Table 1 also reports the number of errors made and the total completion time to install all five motherboard components during the physical post-test. The errors generally fit into two categories: failing to match a name with the correct component, or incorrectly performing an installation procedure. There was no significant difference on the number of errors made, but the experimental group participants completed the physical task significantly faster than their peers (t(14) = 2.9, p < .02).

The questionnaire responses were positive for both tutors (Table 2). The responses were on the Likert scale from 1 (not very much) to 7 (very much). None of the ratings were significantly different between the two groups. The participants had no (44 %) or little experience (69 % rate themselves three or lower) with motherboard assembly prior to the study. None of the participants rated themselves very experienced. 81 % of the participants rated their level of agreement at six or higher with the statement that the tutor was able to teach them the procedure. Most participants felt that the visual step-by-step instructions were very helpful, allowing them to proceed at their own pace. When asked whether the AR tutor was more effective than the paper manual, 81 % of the participants rated their level of agreement at six or higher. When comparing the AR tutor with the video, 56 % had the same level of agreement. The immersive first-person experience provided by the head-mounted display was engaging, and the system as a whole was interesting and fun to use (94 % rated their interest level at six or higher). Some responses can be attributed to the novelty factor associated with AR, the participants generally found the tutors to be both effective and entertaining. Many of the experimental group participants found the ITS feedback very helpful.

Table 2 Mean questionnaire responses

One criticism stemmed from the fact that the textual instructions were screen-aligned in typical HUD fashion. Reading the text required the participants to shift their focus from looking into the scene to looking at the text displayed on the surface of the screen. It may have been more natural to use spatially-registered text that appeared within the scene to keep the students immersed in the AR environment. Other criticisms addressed the tracking performance. The virtual content would sometimes jiggle or disappear entirely when the tracking system was unable to obtain enough information about the markers. These issues could be addressed with a more robust tracking approach, perhaps one that utilizes multiple cameras and tracks the natural features of the motherboard components without markers.

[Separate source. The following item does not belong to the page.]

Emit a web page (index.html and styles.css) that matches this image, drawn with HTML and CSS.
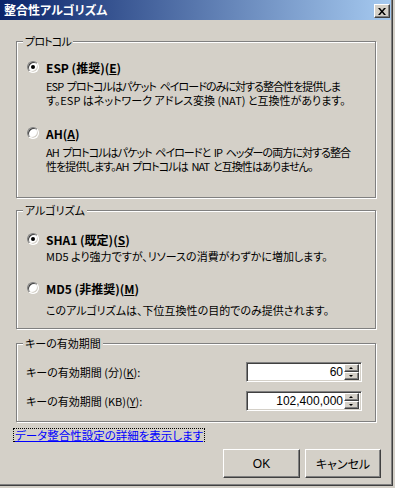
FILE: index.html
```html
<!DOCTYPE html>
<html lang="ja">
<head>
<meta charset="UTF-8" />
<title>整合性アルゴリズム</title>
<link rel="stylesheet" href="styles.css">
</head>
<body>

<div class="window">
<div class="titlebar">
<span class="title">整合性アルゴリズム</span>
<button class="close" aria-label="閉じる">
<svg width="8" height="7" viewBox="0 0 8 7"><path d="M0 0h2l2 2.5 2-2.5h2L5 3.5 8 7H6L4 4.5 2 7H0l3-3.5z" fill="#000"/></svg>
</button>
</div>

<div class="client">
<fieldset class="group protocol">
<legend class="tight-legend">プロトコル</legend>
<div class="group-body">
<div class="option"><span class="radio checked"></span><span class="opt-label">ESP (推奨)(<u>E</u>)</span></div>
<p class="desc">
<span class="line tight">ESP プロトコルはパケット ペイロードのみに対する整合性を提供しま</span>
<span class="line">す。ESP はネットワーク アドレス変換 (NAT) と互換性があります。</span>
</p>
<div class="option ah"><span class="radio"></span><span class="opt-label">AH(<u>A</u>)</span></div>
<p class="desc">
<span class="line tight">AH プロトコルはパケット ペイロードと IP ヘッダーの両方に対する整合</span>
<span class="line tighter">性を提供します。AH プロトコルは NAT と互換性はありません。</span>
</p>
</div>
</fieldset>

<fieldset class="group algorithm">
<legend>アルゴリズム</legend>
<div class="group-body">
<div class="option"><span class="radio checked"></span><span class="opt-label">SHA1 (既定)(<u>S</u>)</span></div>
<p class="desc sha">MD5 より強力ですが、リソースの消費がわずかに増加します。</p>
<div class="option md5"><span class="radio"></span><span class="opt-label">MD5 (非推奨)(<u>M</u>)</span></div>
<p class="desc md5-desc">このアルゴリズムは、下位互換性の目的でのみ提供されます。</p>
</div>
</fieldset>

<fieldset class="group lifetime">
<legend>キーの有効期間</legend>
<div class="group-body">
<div class="field-row">
<label>キーの有効期間 (分)(<u>K</u>):</label>
<div class="spin"><span class="spin-value">60</span><span class="spin-btns"><span class="spin-up"></span><span class="spin-down"></span></span></div>
</div>
<div class="field-row">
<label>キーの有効期間 (KB)(<u>Y</u>):</label>
<div class="spin"><span class="spin-value">102,400,000</span><span class="spin-btns"><span class="spin-up"></span><span class="spin-down"></span></span></div>
</div>
</div>
</fieldset>

<a class="details" href="#">データ整合性設定の詳細を表示します</a>

<div class="actions">
<button class="btn ok">OK</button>
<button class="btn">キャンセル</button>
</div>
</div>
</div>

</body>
</html>
```

FILE: styles.css
```css
* {
box-sizing: border-box;
}

body {
margin: 0;
background: #d4d0c8;
font-family: "Noto Sans CJK JP", sans-serif;
font-size: 11px;
color: #000;
font-feature-settings: "palt";
}

.window {
width: 393px;
height: 486px;
background: #d4d0c8;
border-right: 1px solid #404040;
border-bottom: 1px solid #404040;
box-shadow: inset -1px -1px #808080;
}

.titlebar {
display: flex;
align-items: center;
justify-content: space-between;
width: 391px;
height: 20px;
padding: 0 1px 0 4px;
background: linear-gradient(to right, #0a246a, #a6caf0);
}

.title {
color: #fff;
font-size: 12px;
font-weight: bold;
line-height: 14px;
}

.close {
width: 16px;
height: 14px;
padding: 0;
margin-top: 2px;
display: flex;
align-items: center;
justify-content: center;
background: #d4d0c8;
border: 1px solid;
border-color: #fff #404040 #404040 #fff;
box-shadow: inset -1px -1px #808080;
}

.client {
padding: 14px 0 0 16px;
}

.group {
width: 360px;
margin: 0;
padding: 0;
border: 1px solid #808080;
box-shadow: inset 1px 1px #fff, 1px 1px #fff;
}

.group legend {
margin-left: 6px;
padding: 0 2px;
line-height: 14px;
background: #d4d0c8;
}

.group legend.tight-legend {
letter-spacing: -0.8px;
}

.protocol .group-body {
padding: 12px 0 24px 10px;
}

.algorithm {
margin-top: 5px;
}

.algorithm .group-body {
padding: 15px 0 11px 10px;
}

.lifetime {
margin-top: 7px;
}

.lifetime .group-body {
padding: 12px 13px 10px 9px;
}

.option {
display: flex;
align-items: center;
gap: 7px;
height: 14px;
}

.option.ah {
margin-top: 19px;
}

.option.md5 {
margin-top: 18px;
}

.opt-label {
font-size: 12px;
font-weight: bold;
}

.radio {
position: relative;
width: 12px;
height: 12px;
border-radius: 50%;
background: #fff;
border: 1px solid;
border-color: #808080 #fff #fff #808080;
box-shadow: inset 1px 1px #404040, inset -1px -1px #d4d0c8;
}

.radio.checked::after {
content: "";
position: absolute;
left: 3px;
top: 3px;
width: 4px;
height: 4px;
border-radius: 50%;
background: #000;
}

.desc {
margin: 5px 0 0 19px;
line-height: 14px;
white-space: nowrap;
}

.desc .line {
display: block;
}

.desc .line.tight {
letter-spacing: -0.95px;
word-spacing: 2px;
}

.desc .line.tighter {
letter-spacing: -0.9px;
word-spacing: 2px;
}

.desc.sha {
margin-top: 3px;
}

.desc.md5-desc {
margin-top: 8px;
}

.field-row {
display: flex;
align-items: center;
justify-content: space-between;
height: 20px;
}

.field-row + .field-row {
margin-top: 9px;
}

.spin {
display: flex;
align-items: center;
width: 116px;
height: 20px;
padding: 0 2px 0 4px;
background: #fff;
border: 1px solid;
border-color: #808080 #fff #fff #808080;
box-shadow: inset 1px 1px #404040, inset -1px -1px #d4d0c8;
}

.spin-value {
flex: 1;
text-align: right;
padding-right: 1px;
font-family: "Liberation Sans", sans-serif;
font-size: 12px;
}

.spin-btns {
display: flex;
flex-direction: column;
width: 15px;
height: 16px;
}

.spin-up,
.spin-down {
position: relative;
flex: 1;
background: #d4d0c8;
border: 1px solid;
border-color: #fff #404040 #404040 #fff;
box-shadow: inset -1px -1px #808080;
}

.spin-up::after,
.spin-down::after {
content: "";
position: absolute;
left: 4px;
border-left: 2px solid transparent;
border-right: 2px solid transparent;
}

.spin-up::after {
top: 2px;
border-bottom: 2px solid #000;
}

.spin-down::after {
top: 2px;
border-top: 2px solid #000;
}

.details {
display: inline-block;
margin: 6px 0 0 -3px;
padding: 0 1px;
font-size: 11.5px;
line-height: 12px;
color: #0000ff;
border: 1px dotted #000;
}

.actions {
display: flex;
justify-content: flex-end;
gap: 5px;
width: 365px;
margin-top: 6px;
}

.btn {
width: 76px;
height: 29px;
padding: 0;
font-family: "Noto Sans CJK JP", sans-serif;
font-size: 12px;
font-feature-settings: "palt";
color: #000;
background: #d4d0c8;
border: 1px solid;
border-color: #fff #404040 #404040 #fff;
box-shadow: inset -1px -1px #808080;
}

.btn.ok {
width: 77px;
font-family: "Liberation Sans", sans-serif;
}
```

While the participants found determining the correct position of the components to be relatively easy, determining the proper orientation was more difficult. This was partially due to a lack of orientation cues in some of the virtual content shown. The memory and processor are essentially symmetrical in shape, and it can be difficult to determine which direction the virtual rendering is facing when there are no distinguishing features. In these cases, it would be helpful to have some additional AR cues to help the student infer the correct orientation. One idea would be to attach virtual arrows to the motherboard slot as well as the actual component to be inserted, prompting the student to line up the arrows with each other. When this type of orientation mistake occurred, the intelligent AR tutor was able to detect the error and inform the student that the orientation was incorrect. The participant was required to correct the mistake before being allowed to proceed. The traditional tutor was unable to observe or correct errors, and they often went unnoticed by the student. In these cases, the student typically made similar mistakes during the post-test. This supports the claim that the ITS feedback improved the learning outcome over the traditional AR training approach, particularly where it was easy to make a mistake.

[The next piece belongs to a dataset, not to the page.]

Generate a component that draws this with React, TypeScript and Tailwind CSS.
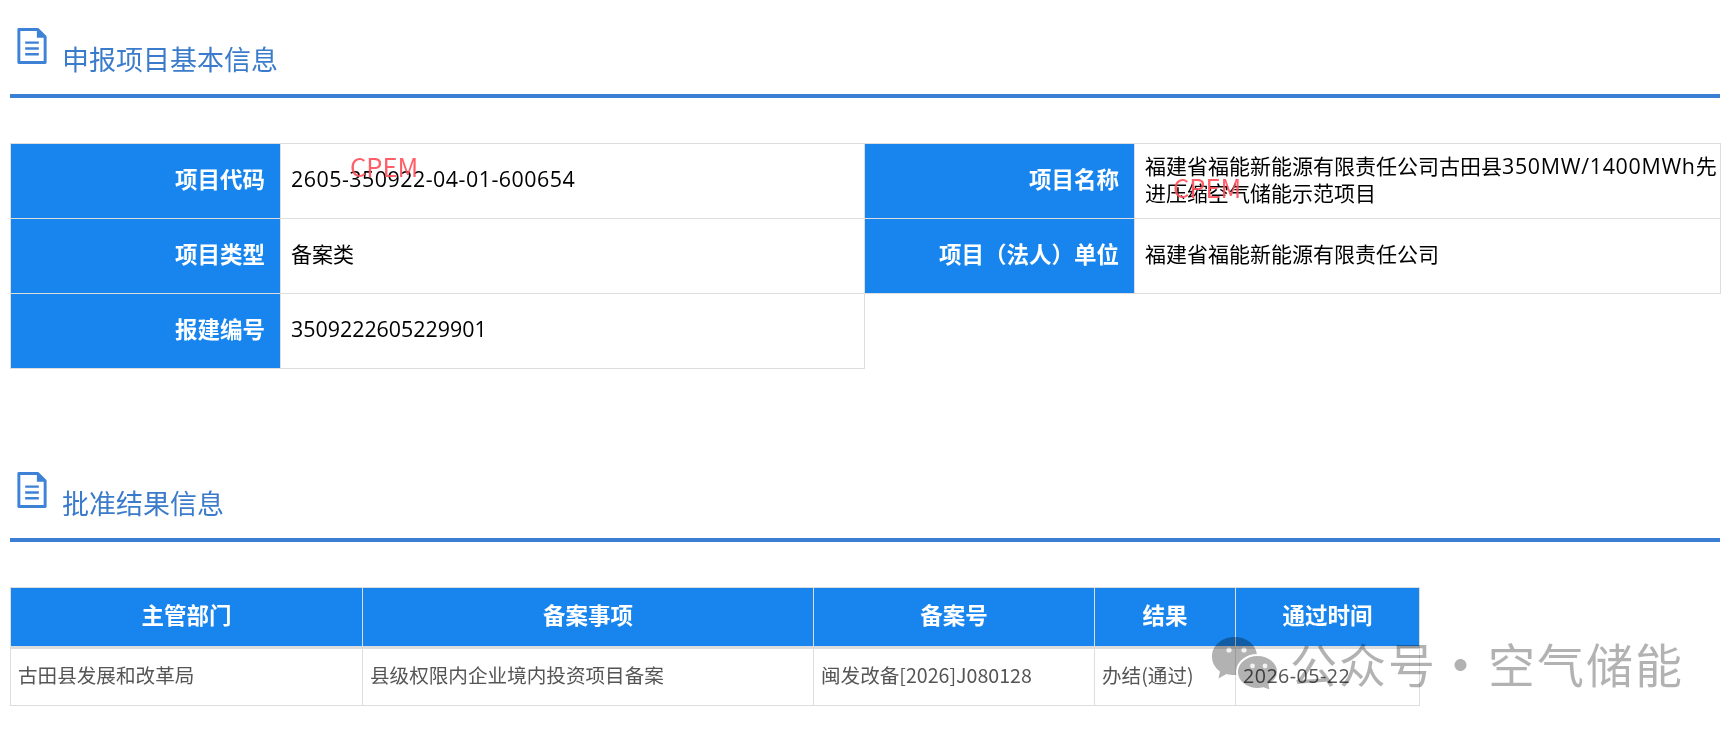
const LABEL = "border border-[#ddd] bg-[#1785ed] pb-[4px] pr-[15px] text-right text-[22.5px] font-bold text-white";
const VALUE = "border border-[#ddd] pl-[10px] pr-[2px] pb-[5px] text-[21px] leading-[27px] text-black";
const NUM = "font-['Open_Sans'] text-[21.4px]";
const HEAD = "border border-[#ddd] bg-[#1785ed] pb-[4px] text-center text-[22.5px] font-bold text-white";
const CELL = "border border-[#ddd] px-[7px] pb-[4px] text-[19.6px] text-[#555]";
const MARK = "absolute text-[25.5px] leading-none text-[#ff4d57]/90";

function DocIcon() {
  return (
    <svg width="30" height="36" viewBox="0 0 30 37" className="shrink-0">
      <path d="M1.5 1.5H21L28.5 9V35.5H1.5Z" fill="none" stroke="#3d82d6" strokeWidth="3" strokeLinejoin="round" />
      <path d="M20 1.5V10H28.5Z" fill="#3d82d6" />
      <path d="M8 15H22M8 21H22M8 27H22" stroke="#3d82d6" strokeWidth="2.5" />
    </svg>
  );
}

function SectionTitle({ title }: { title: string }) {
  return (
    <div className="h-[70px] border-b-4 border-[#3b7fd4]">
      <div className="flex pl-[7px]">
        <DocIcon />
        <h2 className="ml-[15px] mt-[11px] text-[27px] leading-[40px] font-normal text-[#3a7bcb]">{title}</h2>
      </div>
    </div>
  );
}

function Watermark() {
  return (
    <div className="absolute left-[1212px] top-[637px] flex h-[54px] items-center whitespace-nowrap text-[47px] leading-none text-black/30">
      <svg width="66" height="54" viewBox="0 0 66 54" className="shrink-0 mix-blend-multiply">
        <path d="M22.500 0C10 0 0 8.500 0 19.500c0 6 3 11.500 8 15l-1.500 7 8-4.500c2.500.7 5 1 8 1 12.500 0 22.500-8.500 22.500-19S35 0 22.500 0Z" fill="#b2b2b2" />
        <circle cx="17" cy="13" r="2.600" fill="#f2f2f2" />
        <circle cx="32" cy="13" r="2.600" fill="#f2f2f2" />
        <path d="M45.500 18C34 18 25 25.500 25 35s9 17 20.500 17c2 0 4-.2 6-.8l7 2.800-1-6.500C62 44.500 66 40 66 35c0-9.500-9-17-20.500-17Z" fill="#b2b2b2" stroke="#fff" strokeWidth="2" />
        <circle cx="40.500" cy="29" r="2.400" fill="#f2f2f2" />
        <circle cx="53" cy="29" r="2.400" fill="#f2f2f2" />
      </svg>
      <span className="ml-[12px] pb-[4px] tracking-[2px]">公众号</span>
      <span className="mr-[30px] w-[21px] pb-[4px] text-center font-bold">·</span>
      <span className="pb-[4px] tracking-[2px]">空气储能</span>
    </div>
  );
}

export default function App() {
  return (
    <div className="relative h-[733px] overflow-hidden bg-white pl-[10px] pt-[28px] font-['Noto_Sans_CJK_SC','Liberation_Sans',sans-serif]">
      <div className="w-[1710px]">
        <SectionTitle title="申报项目基本信息" />
        <div className="relative mt-[45px]">
          <table className="w-[1710px] table-fixed border-collapse">
            <colgroup>
              <col className="w-[270px]" />
              <col className="w-[584px]" />
              <col className="w-[270px]" />
              <col className="w-[586px]" />
            </colgroup>
            <tbody>
              <tr className="h-[75px]">
                <td className={LABEL}>项目代码</td>
                <td className={VALUE}>
                  <span className={`${NUM} tracking-[0.5px]`}>2605-350922-04-01-600654</span>
                </td>
                <td className={LABEL}>项目名称</td>
                <td className={VALUE}>
                  福建省福能新能源有限责任公司古田县<span className={`${NUM} tracking-[0.7px]`}>350MW/1400MWh</span>先进压缩空气储能示范项目
                </td>
              </tr>
              <tr className="h-[75px]">
                <td className={LABEL}>项目类型</td>
                <td className={VALUE}>备案类</td>
                <td className={LABEL}>项目（法人）单位</td>
                <td className={VALUE}>福建省福能新能源有限责任公司</td>
              </tr>
              <tr className="h-[75px]">
                <td className={LABEL}>报建编号</td>
                <td className={VALUE}>
                  <span className={NUM}>3509222605229901</span>
                </td>
              </tr>
            </tbody>
          </table>
          <span className={`${MARK} left-[340px] top-[10px]`}>CPEM</span>
          <span className={`${MARK} left-[1163px] top-[31px]`}>CPEM</span>
        </div>

        <div className="mt-[103px]">
          <SectionTitle title="批准结果信息" />
        </div>
        <table className="mt-[45px] w-[1409px] table-fixed border-collapse">
          <colgroup>
            <col className="w-[352px]" />
            <col className="w-[451px]" />
            <col className="w-[281px]" />
            <col className="w-[141px]" />
            <col className="w-[184px]" />
          </colgroup>
          <thead>
            <tr className="h-[60px] border-b-[3px] border-[#ddd]">
              <th className={HEAD}>主管部门</th>
              <th className={HEAD}>备案事项</th>
              <th className={HEAD}>备案号</th>
              <th className={HEAD}>结果</th>
              <th className={HEAD}>通过时间</th>
            </tr>
          </thead>
          <tbody>
            <tr className="h-[58px]">
              <td className={CELL}>古田县发展和改革局</td>
              <td className={CELL}>县级权限内企业境内投资项目备案</td>
              <td className={CELL}>闽发改备[2026]J080128</td>
              <td className={CELL}>办结(通过)</td>
              <td className={CELL}>
                <span className="font-['Open_Sans'] tracking-[0.5px]">2026-05-22</span>
              </td>
            </tr>
          </tbody>
        </table>
      </div>
      <Watermark />
    </div>
  );
}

The results of the study confirm the hypothesis that the use of ITSs with AR training for assembly tasks significantly improves the learning outcome over traditional AR approaches.

Conclusions

Augmented Reality has been repeatedly shown to improve education and training through visualization and interactivity, but most AR training systems are not intelligent. In this paper we have shown how to combine an AR interface with an Intelligent Tutoring System to provide a robust and customized learning experience for each user. To demonstrate this, we created a prototype application that teaches users how to assemble hardware components on a computer motherboard. An evaluation found that our intelligent AR system improved test scores by 25 % and that task performance was 30 % faster compared to the same AR training system without intelligent support. From these results, we conclude that adding intelligent tutoring can significantly improve the learning outcome over traditional AR training.

There are several limitations of our study. We had a small set of participants, and therefore it would be necessary to repeat the study with a bigger population of students. Furthermore, some of our participants have had limited experience with motherboard assembly, which might have affected the results. The tutors could be enhanced to teach declarative knowledge (i.e. educate participants about components) rather than focusing on the assembly procedure alone. It would also be interesting to conduct an experiment with additional conditions, in which participants will undergo training using video or written manuals, or an ITS without the AR interface.

There are many future research directions that could be explored. For example, the intelligent AR tutor could be extended by integrating a virtual character into the tutoring environment. Research has shown that virtual characters can be beneficial in tutoring situations as they increase student motivation (Johnson et al. 2000; Liu and Pan 2005; Gulz and Haake 2006). A 3D virtual character would allow the ITS to inhabit the world with the user, where it could give verbal instructions, make gestures and demonstrate installation procedures.

Tracking is another area in which the intelligent AR tutor can be improved. The current solution uses a fiducial marker-based approach, which has limited accuracy, poor resistance to occlusion and obtrusive markers. There are a number of better tracking approaches such as natural feature tracking or using multiple cameras to reduce the effect of occlusion. Stereoscopic cameras and depth mapping could be used to determine the three-dimensional shapes of objects. This would allow the system to generate a model of the environment on the fly, and adapt to new scenarios such as different brands of computer motherboards and components. It could also enable more complex training tasks that require more robust tracking.

Finally, more user studies need to be conducted in a wider range of training domains. Our results have shown the value of using an intelligent AR tutor in training for motherboard assembly, but similar studies need to be performed in other assembly or maintenance tasks to determine the educational benefits of intelligent AR training fully.